Deriving retrieval-friendly embeddings from SID-token representations

Develop a principled method for deriving retrieval-friendly item embeddings from the Semantic Identifier (SID) token representations learned by the NEO-trained decoder-only language model so that approximate k-nearest neighbor retrieval achieves competitive performance, for example by investigating projection layers, pooling/whitening, contrastive fine-tuning, or mixed-model approaches.

Background

The paper explores connecting NEO’s generative modeling with embedding-based retrieval by constructing item embeddings from learned SID token embeddings and applying approximate k-NN. In experiments, this approach underperforms both the production retrieval baseline and the generative NEO model. Alternative text-based embedding models were also evaluated without improvement.

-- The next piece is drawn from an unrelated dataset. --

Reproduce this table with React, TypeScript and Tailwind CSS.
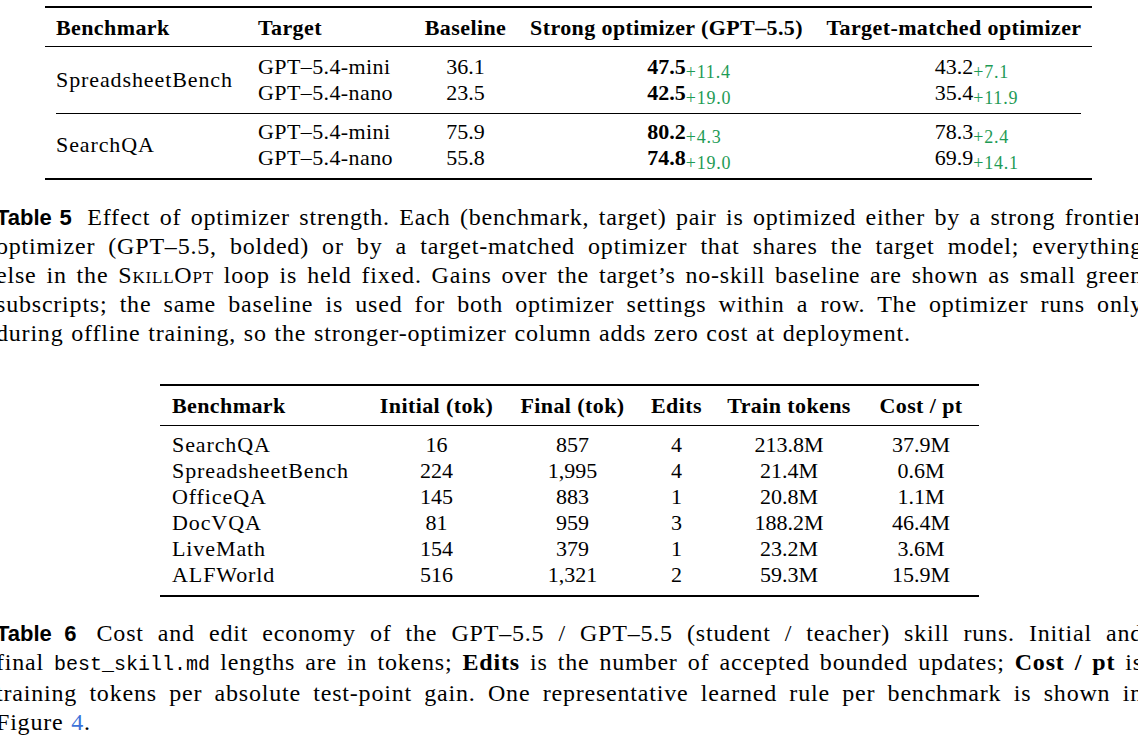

The authors therefore leave a more principled approach to deriving retrieval-suitable embeddings from SID-token representations to future work, listing potential techniques such as projection layers, pooling/whitening, contrastive fine-tuning, or mixed models.

References

We leave a more principled study of deriving retrieval-friendly embeddings from SID-token representations (e.g., projection layers, pooling/whitening, contrastive fine-tuning, or mixed models) to future work.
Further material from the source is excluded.